Good news: All National Guardsmen (sans the ones who became official employees) have withdrawn from the state’s jails.

Bad news (albeit retroactive): Over 730 National Guard members circulated through our jail system in the last two-ish years. At its peak, more than 400 guardsmen were actively working with the Department of Corrections to shore up operations. That number is staggering. It’s one thing to talk about percentages; those are useful but abstract statistics. It’s another to see the actual number; that makes it feel real in ways a percentage can’t.

Good news: Enough staffing holes in our jails have been plugged that the whole system (and individual facilities) is not in danger of sinking and, as a result, fewer people are jumping ship.

Bad news: The staffing shortages may no longer be a crisis, but they are still a problem. We’re concerned that Justice lifting the state of emergency may have been premature. It will certainly look good for Justice’s campaign — a win he can tout to voters as he pursues a U.S. Senate seat. However, this could cause the staffing issue to be shifted to the Legislature’s backburner.

We can clearly see that the situation has drastically improved, and we give kudos to every staff member (new and old) and policymaker who helped make this happen. However, “improved” isn’t “solved.”

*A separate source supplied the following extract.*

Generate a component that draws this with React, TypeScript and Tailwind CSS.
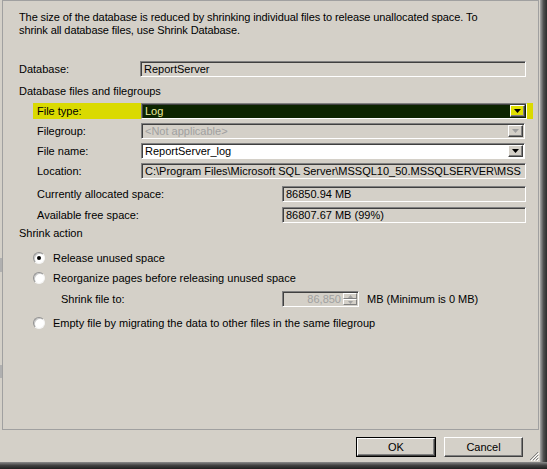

Without the pressure of the state of emergency, lawmakers may be less willing to take up legislation that will fill those remaining gaps — like pay raises for non-uniformed employees. Even with the urgency of the crisis and the public scrutiny, it still took close to two years to get this far. If the political will to keep fighting the battle wains, will the Department of Corrections lose everything it has gained?

We hope not, but only time can tell.